Challenge
Extract the whole listing as it stands. Do not include the pictures.

========

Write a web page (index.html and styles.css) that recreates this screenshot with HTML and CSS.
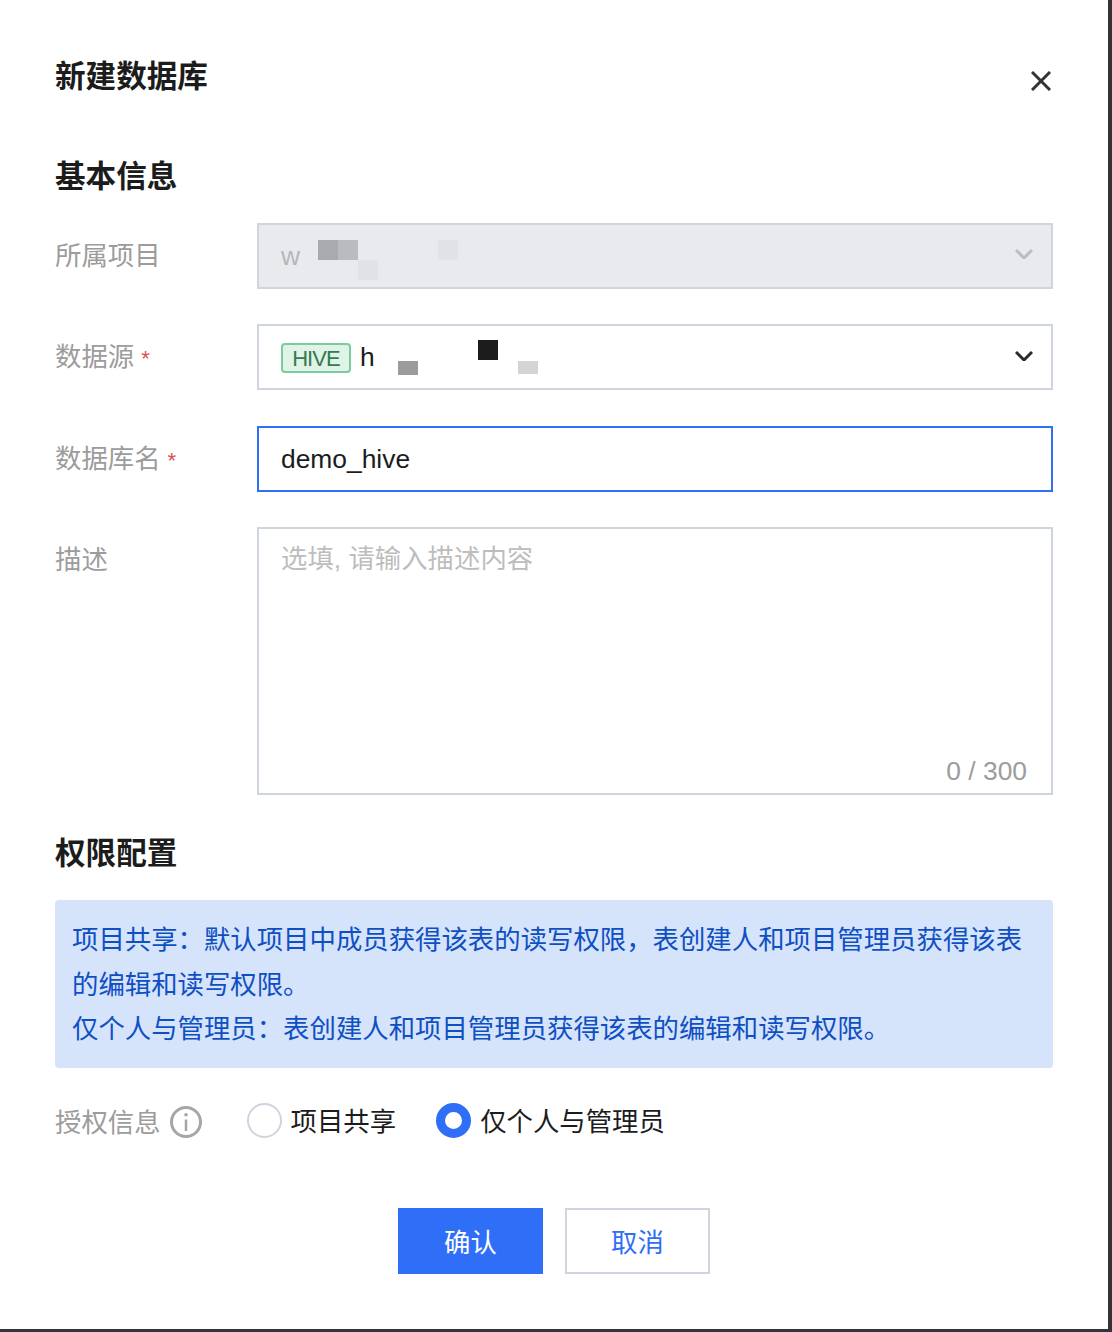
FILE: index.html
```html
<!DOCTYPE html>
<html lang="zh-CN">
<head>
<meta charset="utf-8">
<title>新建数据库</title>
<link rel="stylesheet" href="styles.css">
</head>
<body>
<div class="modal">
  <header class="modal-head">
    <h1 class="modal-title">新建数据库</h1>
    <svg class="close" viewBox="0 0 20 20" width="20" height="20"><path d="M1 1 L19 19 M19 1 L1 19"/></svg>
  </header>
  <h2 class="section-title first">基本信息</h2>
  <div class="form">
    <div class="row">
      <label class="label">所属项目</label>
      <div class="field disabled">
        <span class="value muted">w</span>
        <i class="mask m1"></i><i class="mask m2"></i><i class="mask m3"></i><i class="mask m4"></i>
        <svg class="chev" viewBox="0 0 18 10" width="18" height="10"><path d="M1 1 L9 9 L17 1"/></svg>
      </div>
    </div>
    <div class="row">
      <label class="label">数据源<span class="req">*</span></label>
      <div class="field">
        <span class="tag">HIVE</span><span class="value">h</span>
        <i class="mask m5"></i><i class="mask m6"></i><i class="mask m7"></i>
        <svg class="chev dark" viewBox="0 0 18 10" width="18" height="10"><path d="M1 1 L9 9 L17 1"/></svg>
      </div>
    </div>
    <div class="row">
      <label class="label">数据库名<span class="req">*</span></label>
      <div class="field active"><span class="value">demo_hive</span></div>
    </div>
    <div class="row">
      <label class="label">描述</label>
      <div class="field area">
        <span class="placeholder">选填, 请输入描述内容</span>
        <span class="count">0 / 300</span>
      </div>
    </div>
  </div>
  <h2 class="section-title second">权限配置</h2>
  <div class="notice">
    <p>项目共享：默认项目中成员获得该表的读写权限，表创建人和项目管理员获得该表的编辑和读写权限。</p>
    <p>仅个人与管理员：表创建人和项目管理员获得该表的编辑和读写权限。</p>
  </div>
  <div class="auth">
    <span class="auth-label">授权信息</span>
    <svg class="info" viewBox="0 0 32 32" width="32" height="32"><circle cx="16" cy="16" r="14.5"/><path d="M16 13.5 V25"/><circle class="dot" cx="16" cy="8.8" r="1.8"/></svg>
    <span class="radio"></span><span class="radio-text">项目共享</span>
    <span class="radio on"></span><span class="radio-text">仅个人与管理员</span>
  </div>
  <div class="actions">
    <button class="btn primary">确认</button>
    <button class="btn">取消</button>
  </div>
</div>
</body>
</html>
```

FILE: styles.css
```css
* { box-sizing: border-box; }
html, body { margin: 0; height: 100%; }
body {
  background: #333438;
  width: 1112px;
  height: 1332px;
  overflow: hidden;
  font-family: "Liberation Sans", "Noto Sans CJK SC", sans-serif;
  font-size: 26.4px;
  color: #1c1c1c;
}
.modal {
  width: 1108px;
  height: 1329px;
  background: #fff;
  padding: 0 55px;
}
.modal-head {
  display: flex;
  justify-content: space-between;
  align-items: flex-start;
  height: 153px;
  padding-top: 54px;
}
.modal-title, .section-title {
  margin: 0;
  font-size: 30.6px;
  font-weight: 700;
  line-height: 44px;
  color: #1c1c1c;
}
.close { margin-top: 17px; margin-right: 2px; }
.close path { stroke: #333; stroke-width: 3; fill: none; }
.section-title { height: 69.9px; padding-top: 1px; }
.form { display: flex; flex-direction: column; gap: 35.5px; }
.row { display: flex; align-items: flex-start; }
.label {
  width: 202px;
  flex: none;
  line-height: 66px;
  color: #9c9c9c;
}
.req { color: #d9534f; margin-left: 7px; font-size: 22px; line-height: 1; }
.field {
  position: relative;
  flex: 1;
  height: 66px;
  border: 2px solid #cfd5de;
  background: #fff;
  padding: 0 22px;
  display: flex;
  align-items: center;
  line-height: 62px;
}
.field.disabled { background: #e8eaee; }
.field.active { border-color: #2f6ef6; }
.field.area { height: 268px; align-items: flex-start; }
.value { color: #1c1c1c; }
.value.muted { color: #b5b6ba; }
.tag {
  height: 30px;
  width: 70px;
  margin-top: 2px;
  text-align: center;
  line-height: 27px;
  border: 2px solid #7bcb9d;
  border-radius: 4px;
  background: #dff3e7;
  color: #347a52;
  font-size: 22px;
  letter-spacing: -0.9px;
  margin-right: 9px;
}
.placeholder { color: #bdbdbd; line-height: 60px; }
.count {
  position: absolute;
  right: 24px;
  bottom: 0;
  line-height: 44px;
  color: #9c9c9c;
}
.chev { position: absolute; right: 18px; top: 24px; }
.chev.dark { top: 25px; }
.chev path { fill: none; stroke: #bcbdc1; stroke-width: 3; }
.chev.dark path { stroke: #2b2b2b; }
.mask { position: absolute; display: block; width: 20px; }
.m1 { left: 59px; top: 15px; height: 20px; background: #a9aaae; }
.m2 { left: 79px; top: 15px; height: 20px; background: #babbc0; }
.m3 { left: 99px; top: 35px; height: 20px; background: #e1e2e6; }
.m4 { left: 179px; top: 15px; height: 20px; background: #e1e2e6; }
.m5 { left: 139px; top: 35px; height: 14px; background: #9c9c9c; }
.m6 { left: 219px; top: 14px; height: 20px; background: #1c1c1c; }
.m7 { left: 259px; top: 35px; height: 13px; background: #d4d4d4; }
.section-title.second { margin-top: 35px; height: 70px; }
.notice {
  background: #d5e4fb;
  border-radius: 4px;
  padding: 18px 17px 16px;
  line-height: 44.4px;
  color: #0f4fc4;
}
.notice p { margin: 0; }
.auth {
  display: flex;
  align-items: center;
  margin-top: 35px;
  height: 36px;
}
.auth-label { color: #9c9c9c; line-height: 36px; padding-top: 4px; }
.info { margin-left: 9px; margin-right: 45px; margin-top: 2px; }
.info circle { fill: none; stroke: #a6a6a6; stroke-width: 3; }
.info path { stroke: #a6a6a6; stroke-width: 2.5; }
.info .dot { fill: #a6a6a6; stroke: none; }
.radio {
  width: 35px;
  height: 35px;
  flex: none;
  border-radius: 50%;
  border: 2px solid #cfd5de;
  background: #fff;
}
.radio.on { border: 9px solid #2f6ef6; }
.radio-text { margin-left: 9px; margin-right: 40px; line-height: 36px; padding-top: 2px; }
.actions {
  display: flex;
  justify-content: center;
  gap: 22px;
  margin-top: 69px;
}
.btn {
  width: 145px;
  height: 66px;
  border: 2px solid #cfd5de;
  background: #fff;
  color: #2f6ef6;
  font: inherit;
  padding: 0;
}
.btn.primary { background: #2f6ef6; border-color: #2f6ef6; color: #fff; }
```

========

Solution to this problem
Write a web page (index.html and styles.css) that recreates this screenshot with HTML and CSS.
FILE: index.html
```html
<!DOCTYPE html>
<html lang="zh-CN">
<head>
<meta charset="utf-8">
<title>新建数据库</title>
<link rel="stylesheet" href="styles.css">
</head>
<body>
<div class="modal">
  <header class="modal-head">
    <h1 class="modal-title">新建数据库</h1>
    <svg class="close" viewBox="0 0 20 20" width="20" height="20"><path d="M1 1 L19 19 M19 1 L1 19"/></svg>
  </header>
  <h2 class="section-title first">基本信息</h2>
  <div class="form">
    <div class="row">
      <label class="label">所属项目</label>
      <div class="field disabled">
        <span class="value muted">w</span>
        <i class="mask m1"></i><i class="mask m2"></i><i class="mask m3"></i><i class="mask m4"></i>
        <svg class="chev" viewBox="0 0 18 10" width="18" height="10"><path d="M1 1 L9 9 L17 1"/></svg>
      </div>
    </div>
    <div class="row">
      <label class="label">数据源<span class="req">*</span></label>
      <div class="field">
        <span class="tag">HIVE</span><span class="value">h</span>
        <i class="mask m5"></i><i class="mask m6"></i><i class="mask m7"></i>
        <svg class="chev dark" viewBox="0 0 18 10" width="18" height="10"><path d="M1 1 L9 9 L17 1"/></svg>
      </div>
    </div>
    <div class="row">
      <label class="label">数据库名<span class="req">*</span></label>
      <div class="field active"><span class="value">demo_hive</span></div>
    </div>
    <div class="row">
      <label class="label">描述</label>
      <div class="field area">
        <span class="placeholder">选填, 请输入描述内容</span>
        <span class="count">0 / 300</span>
      </div>
    </div>
  </div>
  <h2 class="section-title second">权限配置</h2>
  <div class="notice">
    <p>项目共享：默认项目中成员获得该表的读写权限，表创建人和项目管理员获得该表的编辑和读写权限。</p>
    <p>仅个人与管理员：表创建人和项目管理员获得该表的编辑和读写权限。</p>
  </div>
  <div class="auth">
    <span class="auth-label">授权信息</span>
    <svg class="info" viewBox="0 0 32 32" width="32" height="32"><circle cx="16" cy="16" r="14.5"/><path d="M16 13.5 V25"/><circle class="dot" cx="16" cy="8.8" r="1.8"/></svg>
    <span class="radio"></span><span class="radio-text">项目共享</span>
    <span class="radio on"></span><span class="radio-text">仅个人与管理员</span>
  </div>
  <div class="actions">
    <button class="btn primary">确认</button>
    <button class="btn">取消</button>
  </div>
</div>
</body>
</html>
```

FILE: styles.css
```css
* { box-sizing: border-box; }
html, body { margin: 0; height: 100%; }
body {
  background: #333438;
  width: 1112px;
  height: 1332px;
  overflow: hidden;
  font-family: "Liberation Sans", "Noto Sans CJK SC", sans-serif;
  font-size: 26.4px;
  color: #1c1c1c;
}
.modal {
  width: 1108px;
  height: 1329px;
  background: #fff;
  padding: 0 55px;
}
.modal-head {
  display: flex;
  justify-content: space-between;
  align-items: flex-start;
  height: 153px;
  padding-top: 54px;
}
.modal-title, .section-title {
  margin: 0;
  font-size: 30.6px;
  font-weight: 700;
  line-height: 44px;
  color: #1c1c1c;
}
.close { margin-top: 17px; margin-right: 2px; }
.close path { stroke: #333; stroke-width: 3; fill: none; }
.section-title { height: 69.9px; padding-top: 1px; }
.form { display: flex; flex-direction: column; gap: 35.5px; }
.row { display: flex; align-items: flex-start; }
.label {
  width: 202px;
  flex: none;
  line-height: 66px;
  color: #9c9c9c;
}
.req { color: #d9534f; margin-left: 7px; font-size: 22px; line-height: 1; }
.field {
  position: relative;
  flex: 1;
  height: 66px;
  border: 2px solid #cfd5de;
  background: #fff;
  padding: 0 22px;
  display: flex;
  align-items: center;
  line-height: 62px;
}
.field.disabled { background: #e8eaee; }
.field.active { border-color: #2f6ef6; }
.field.area { height: 268px; align-items: flex-start; }
.value { color: #1c1c1c; }
.value.muted { color: #b5b6ba; }
.tag {
  height: 30px;
  width: 70px;
  margin-top: 2px;
  text-align: center;
  line-height: 27px;
  border: 2px solid #7bcb9d;
  border-radius: 4px;
  background: #dff3e7;
  color: #347a52;
  font-size: 22px;
  letter-spacing: -0.9px;
  margin-right: 9px;
}
.placeholder { color: #bdbdbd; line-height: 60px; }
.count {
  position: absolute;
  right: 24px;
  bottom: 0;
  line-height: 44px;
  color: #9c9c9c;
}
.chev { position: absolute; right: 18px; top: 24px; }
.chev.dark { top: 25px; }
.chev path { fill: none; stroke: #bcbdc1; stroke-width: 3; }
.chev.dark path { stroke: #2b2b2b; }
.mask { position: absolute; display: block; width: 20px; }
.m1 { left: 59px; top: 15px; height: 20px; background: #a9aaae; }
.m2 { left: 79px; top: 15px; height: 20px; background: #babbc0; }
.m3 { left: 99px; top: 35px; height: 20px; background: #e1e2e6; }
.m4 { left: 179px; top: 15px; height: 20px; background: #e1e2e6; }
.m5 { left: 139px; top: 35px; height: 14px; background: #9c9c9c; }
.m6 { left: 219px; top: 14px; height: 20px; background: #1c1c1c; }
.m7 { left: 259px; top: 35px; height: 13px; background: #d4d4d4; }
.section-title.second { margin-top: 35px; height: 70px; }
.notice {
  background: #d5e4fb;
  border-radius: 4px;
  padding: 18px 17px 16px;
  line-height: 44.4px;
  color: #0f4fc4;
}
.notice p { margin: 0; }
.auth {
  display: flex;
  align-items: center;
  margin-top: 35px;
  height: 36px;
}
.auth-label { color: #9c9c9c; line-height: 36px; padding-top: 4px; }
.info { margin-left: 9px; margin-right: 45px; margin-top: 2px; }
.info circle { fill: none; stroke: #a6a6a6; stroke-width: 3; }
.info path { stroke: #a6a6a6; stroke-width: 2.5; }
.info .dot { fill: #a6a6a6; stroke: none; }
.radio {
  width: 35px;
  height: 35px;
  flex: none;
  border-radius: 50%;
  border: 2px solid #cfd5de;
  background: #fff;
}
.radio.on { border: 9px solid #2f6ef6; }
.radio-text { margin-left: 9px; margin-right: 40px; line-height: 36px; padding-top: 2px; }
.actions {
  display: flex;
  justify-content: center;
  gap: 22px;
  margin-top: 69px;
}
.btn {
  width: 145px;
  height: 66px;
  border: 2px solid #cfd5de;
  background: #fff;
  color: #2f6ef6;
  font: inherit;
  padding: 0;
}
.btn.primary { background: #2f6ef6; border-color: #2f6ef6; color: #fff; }
```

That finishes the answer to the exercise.